Day 25 - Any five books from your "to be read" stack

Every year I make up a list of 40 books I'd like to read. I don't force myself to read any of them, but the act of creating the list makes it easier for me to remember the titles I'd like to look for if I'm wandering a library or a bookstore. I also get a little satisfaction when I finish a book and get to mark it off the list. 

I mention all of this not because I'm going to subject you to all 40 of the books on my current TBR list, but so you'll know I take the list seriously. When I tell you about books that I'm looking forward to reading, I'm really looking forward to reading them. I will note that I've finished only two of 2018's titles so far (Joe Hill's often creepy and always imaginative four-novella volume Strange Weather and T. Kingfisher's delightful and satisfying fantasy The Wonder Engine) and am in the middle of a third (Ta-Nehisi Coates' terrific essay collection We Were Eight Years in Power). With that said, here are five books and a little about why they're on my list.

*Brave Deeds by David Abrams
I've known David for some years now, thanks to our time at the late, lamented, and we've tried to hard to encourage each other's writing careers. We don't get to meet that often, since he lives in Montana, but I did spend the night at his place back in 2013, and he grilled me a terrific steak and cheese-stuffed peppers and we talked, appropriately enough, about the tops of our TBR lists. (The book I wanted to read was Edith Wharton's The House of Mirth, while David's was Lolita.
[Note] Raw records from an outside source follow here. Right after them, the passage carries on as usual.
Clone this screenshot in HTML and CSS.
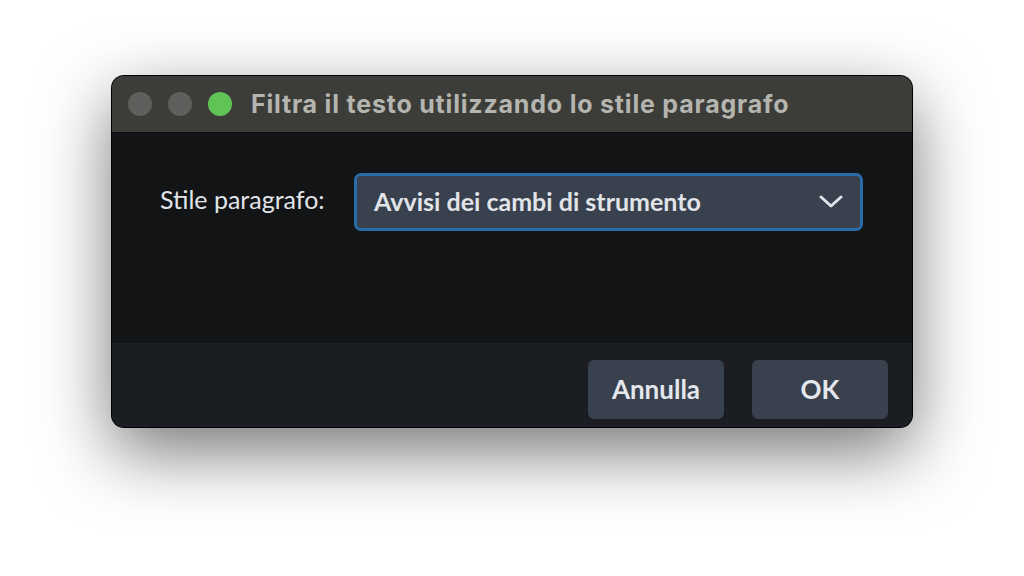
FILE: index.html
```html
<!DOCTYPE html>
<html lang="it">
<head>
<meta charset="utf-8">
<title>Filtra il testo utilizzando lo stile paragrafo</title>
<link rel="stylesheet" href="styles.css">
</head>
<body>
<div class="window">
  <div class="titlebar">
    <div class="lights">
      <span class="light gray"></span>
      <span class="light gray"></span>
      <span class="light green"></span>
    </div>
    <div class="title">Filtra il testo utilizzando lo stile paragrafo</div>
  </div>
  <div class="content">
    <div class="row">
      <label class="label">Stile paragrafo:</label>
      <div class="select">
        <span class="select-text">Avvisi dei cambi di strumento</span>
        <svg class="chevron" width="24" height="14" viewBox="0 0 24 14"><path d="M2 2 L12 11 L22 2" fill="none" stroke="#dfe3e8" stroke-width="3" stroke-linecap="round" stroke-linejoin="round"/></svg>
      </div>
    </div>
  </div>
  <div class="footer">
    <button class="btn">Annulla</button>
    <button class="btn">OK</button>
  </div>
</div>
</body>
</html>
```
FILE: styles.css
```css
html, body {
  margin: 0;
  padding: 0;
  background: #ffffff;
}
body {
  width: 1024px;
  height: 576px;
  overflow: hidden;
  display: flex;
  flex-direction: column;
  align-items: center;
  padding-top: 76px;
  box-sizing: border-box;
}
.window {
  width: 800px;
  height: 351px;
  border-radius: 12px;
  overflow: hidden;
  display: flex;
  flex-direction: column;
  background: #131416;
  box-shadow: 0 0 0 1px #000, inset 0 0 0 1px rgba(255,255,255,0.12), 0 24px 70px rgba(0,0,0,0.55);
  box-sizing: border-box;
}
.titlebar {
  height: 57px;
  flex: 0 0 57px;
  background: #3c3c39;
  border-bottom: 1px solid #0e0e0e;
  box-sizing: border-box;
  display: flex;
  align-items: center;
  padding-left: 16px;
}
.lights {
  display: flex;
  gap: 16px;
}
.light {
  width: 24px;
  height: 24px;
  border-radius: 50%;
  display: block;
}
.light.gray { background: #5f605d; }
.light.green { background: #5fc454; }
.title {
  margin-left: 19px;
  font-family: Inter, "Liberation Sans", sans-serif;
  font-weight: 700;
  font-size: 25px;
  color: #b5b5b0;
  letter-spacing: 0.8px;
  padding-bottom: 1px;
}
.content {
  height: 210px;
  flex: 0 0 210px;
  background: #131416;
  padding: 40px 49px 0 48px;
  box-sizing: border-box;
}
.row {
  display: flex;
  align-items: center;
}
.label {
  flex: 0 0 194px;
  font-family: Lato, "Open Sans", sans-serif;
  font-size: 25px;
  color: #e1e4e8;
  padding-bottom: 6px;
}
.select {
  flex: 1;
  height: 58px;
  border: 3px solid #2a6aa6;
  border-radius: 7px;
  background: #38414d;
  box-sizing: border-box;
  display: flex;
  align-items: center;
  padding: 0 17px 0 17px;
}
.select-text {
  flex: 1;
  font-family: Lato, "Open Sans", sans-serif;
  font-weight: 700;
  font-size: 25px;
  color: #e1e4e8;
  padding-bottom: 2px;
}
.chevron {
  display: block;
}
.footer {
  flex: 1;
  background: #1a1d21;
  display: flex;
  justify-content: flex-end;
  gap: 28px;
  padding: 17px 24px 0 0;
  box-sizing: border-box;
}
.btn {
  width: 136px;
  height: 59px;
  border: none;
  border-radius: 6px;
  background: #38414d;
  color: #e4e7eb;
  font-family: Lato, "Open Sans", sans-serif;
  font-weight: 700;
  font-size: 26px;
  padding: 0 0 2px 0;
}
```
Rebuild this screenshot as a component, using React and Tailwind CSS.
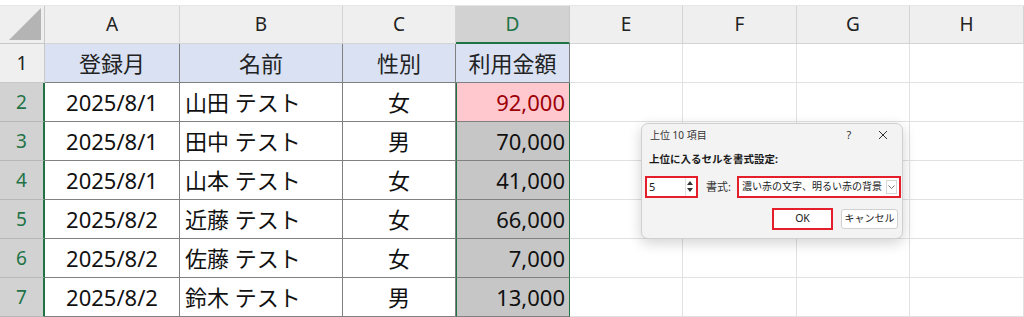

Since we'd each read and loved the other's selection, we spent a lot of time encouraging each other to jump on it ASAP.) We also took a birding trip the next morning, visiting the Warm Springs State Wildlife Management Area and logging a mother and two immature Great Horned Owls. In short, even if I hadn't loved his first novel, the tragicomic Fobbit, I'd want to read his second.

*The Boy on the Bridge by M.R. Carey
I first encountered Mike Carey's work when he was writing DC Comics' Lucifer. Since it was a spin-off of the highly successful Sandman, I was dubious about the book at first, but before long, I was completely hooked. (Peter Gross's artwork didn't hurt, either.) From there I moved to Carey's series of fantasy/horror books about exorcist Felix Castor, which were enormously entertaining. And when I mentioned on Twitter that I was letting a group of my students read the first, The Devil You Know, Carey volunteered to help them out by sitting for an interview on Skype. (He claimed he did this because he's a former teacher, but I think he's just an incredibly nice guy.) Still, none of this prepared me for The Girl with All the Gifts, which took the somewhat moribund genre of the Zombie Apocalypse and gave it a stunning new spin. TBotB is its sequel, so I'm regulating my expectations, but I figure Carey has already proven me wrong on that score once.

*Next by James Hynes
Speaking of Readerville (and Twitter, for that matter), here's a writer I discovered because of my time there. Hynes is unique in that he's a writer who combines a keen eye for the details of mundane life (particularly the workplace) with a commitment to his flights of fancy. I've already mentioned his first book, The Lecturer's Tale, which has several brilliant scenes that stand alone, but the novel as a whole has something I don't always see: a point of view that the novelist is unashamed of exploring all the way to its conclusion. It's also the first book I can recall that examined the idea of privilege, and did so in a way that was memorable and satisfying. My second Hynes, Kings of Infinite Space, had that same delightful blend of absurdity and realism, as well as something that far too few novels have these days: a punch line. Given all this, I think you can see why I'm looking forward to my third Hynes.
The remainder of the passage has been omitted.